15 fevereiro 2007

Queria ser católico



Sempre tive a maior inveja dos católicos. Principalmente dos amigos que foram para o seminário, tiveram uma educação de primeira, depois largaram a batina pelo primeiro rabo de saia que maculou seus beatíficos olhos. Sempre levei desvantagem toda vez que tive de concorrer com essa turma. Eles sabem o que é um pluralia tantum.
Mas minha inveja é mais antiga. Quando nasci, meu pai era acólito de uma Igreja Batista, em Maceió. O que significava que eu e meus irmãos éramos obrigados a ir à escola dominical que começava às nove da manhã. Imagine o que me roia por dentro quando via aquele bando de católico, de missa assistida e roupa de banho, caminhar alegremente para a praia, enquanto eu, de camisa de manga comprida, me arrastava bisonho, sabendo do calor que me esperava nas pequenas salas onde nos ensinavam a amar a Deus e aos americanos.
Pior era no carnaval.
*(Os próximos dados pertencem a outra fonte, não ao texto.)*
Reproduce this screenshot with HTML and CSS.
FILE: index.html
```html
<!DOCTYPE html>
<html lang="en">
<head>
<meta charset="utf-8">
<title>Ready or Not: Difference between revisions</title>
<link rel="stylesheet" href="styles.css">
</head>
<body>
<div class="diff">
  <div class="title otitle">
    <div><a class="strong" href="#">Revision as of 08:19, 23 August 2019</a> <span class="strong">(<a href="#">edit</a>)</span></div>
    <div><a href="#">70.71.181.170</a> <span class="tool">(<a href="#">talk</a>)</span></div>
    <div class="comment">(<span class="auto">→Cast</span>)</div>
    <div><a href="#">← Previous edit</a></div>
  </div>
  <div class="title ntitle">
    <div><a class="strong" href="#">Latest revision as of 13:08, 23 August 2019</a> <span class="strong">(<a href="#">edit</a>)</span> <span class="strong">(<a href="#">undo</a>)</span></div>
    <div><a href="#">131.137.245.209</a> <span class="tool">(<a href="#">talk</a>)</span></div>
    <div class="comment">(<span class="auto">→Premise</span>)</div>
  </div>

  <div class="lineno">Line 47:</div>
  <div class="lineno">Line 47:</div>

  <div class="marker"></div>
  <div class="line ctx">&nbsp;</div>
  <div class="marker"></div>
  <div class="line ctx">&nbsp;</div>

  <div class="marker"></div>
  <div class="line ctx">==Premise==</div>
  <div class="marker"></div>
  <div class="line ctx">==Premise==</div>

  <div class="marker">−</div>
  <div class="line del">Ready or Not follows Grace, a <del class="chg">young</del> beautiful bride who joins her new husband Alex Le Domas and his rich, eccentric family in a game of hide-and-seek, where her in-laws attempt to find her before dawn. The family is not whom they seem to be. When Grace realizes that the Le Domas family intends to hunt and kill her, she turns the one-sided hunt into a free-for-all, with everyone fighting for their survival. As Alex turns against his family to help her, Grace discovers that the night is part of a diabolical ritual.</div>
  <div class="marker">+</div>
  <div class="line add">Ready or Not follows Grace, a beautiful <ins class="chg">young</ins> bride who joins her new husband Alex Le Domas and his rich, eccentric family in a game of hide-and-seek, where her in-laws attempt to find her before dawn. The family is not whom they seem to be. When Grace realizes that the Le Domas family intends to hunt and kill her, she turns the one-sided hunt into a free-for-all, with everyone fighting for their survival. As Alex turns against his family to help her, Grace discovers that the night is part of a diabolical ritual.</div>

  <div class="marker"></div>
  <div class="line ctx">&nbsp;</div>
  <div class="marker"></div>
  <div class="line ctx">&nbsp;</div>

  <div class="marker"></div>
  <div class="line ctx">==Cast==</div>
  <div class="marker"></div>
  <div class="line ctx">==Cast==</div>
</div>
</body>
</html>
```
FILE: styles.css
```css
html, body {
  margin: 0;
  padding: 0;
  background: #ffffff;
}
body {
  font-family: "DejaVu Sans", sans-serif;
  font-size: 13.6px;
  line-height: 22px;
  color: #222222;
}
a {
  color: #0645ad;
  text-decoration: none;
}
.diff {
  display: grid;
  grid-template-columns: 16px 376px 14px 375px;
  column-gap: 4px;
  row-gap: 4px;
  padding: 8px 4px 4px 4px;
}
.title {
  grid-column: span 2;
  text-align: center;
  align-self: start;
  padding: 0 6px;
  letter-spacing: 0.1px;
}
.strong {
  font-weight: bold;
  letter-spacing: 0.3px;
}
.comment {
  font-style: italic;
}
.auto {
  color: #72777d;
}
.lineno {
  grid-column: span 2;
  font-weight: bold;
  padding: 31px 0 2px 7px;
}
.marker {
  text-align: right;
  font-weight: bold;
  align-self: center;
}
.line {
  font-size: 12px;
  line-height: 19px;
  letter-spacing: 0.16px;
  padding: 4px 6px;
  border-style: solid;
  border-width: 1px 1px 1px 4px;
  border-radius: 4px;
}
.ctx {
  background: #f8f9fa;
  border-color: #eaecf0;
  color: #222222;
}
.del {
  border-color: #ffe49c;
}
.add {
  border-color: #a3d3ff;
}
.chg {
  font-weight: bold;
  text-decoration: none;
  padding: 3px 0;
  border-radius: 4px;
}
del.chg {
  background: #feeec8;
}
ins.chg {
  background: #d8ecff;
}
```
Lembro da mescla de ódio e inveja que senti quando, em pleno domingo, um desses cultores de Momo, já de antemão condenado aos infernos, disparou sua pistola contra minha imaculada camisa branca, fazendo uma mancha vermelha bem na altura do meu coração. Sangrava de raiva. Morria de inveja.
Felizmente, quando fomos para o Recife, meu pai fez uma festa ligeiramente profana nos quinze anos de minha irmã. Passaram uns irmãos pela frente da casa e foram dedurar ao pastor. No outro dia, meu pai foi convidado a se retirar do rebanho, como alternativa à vergonha da expulsão.
Uns dois anos depois, minha mãe me batizou numas Santas Missões. Mas aí eu já tinha uns treze anos e o azedume protestante já tinha feito seus estragos. Restaram apenas as lembranças de alguns hinos traduzidos dos spirituals negros e os cultos solenes de natal e ano-novo que eu trocaria muito bem pelas praias de domingo e a pândega dos dias de carnaval que só os católicos podiam ter.

Um comentário:

Only feelings disse...

"o azedume protestante já tinha feito seus estragos." Fui criada numa disputa branca entre minhas duas avós pra saber se me tornaria católica ou crente... Foi bom ter duas vertentes de religião. O Deus que acredito, vem das partes católica, crente e minha.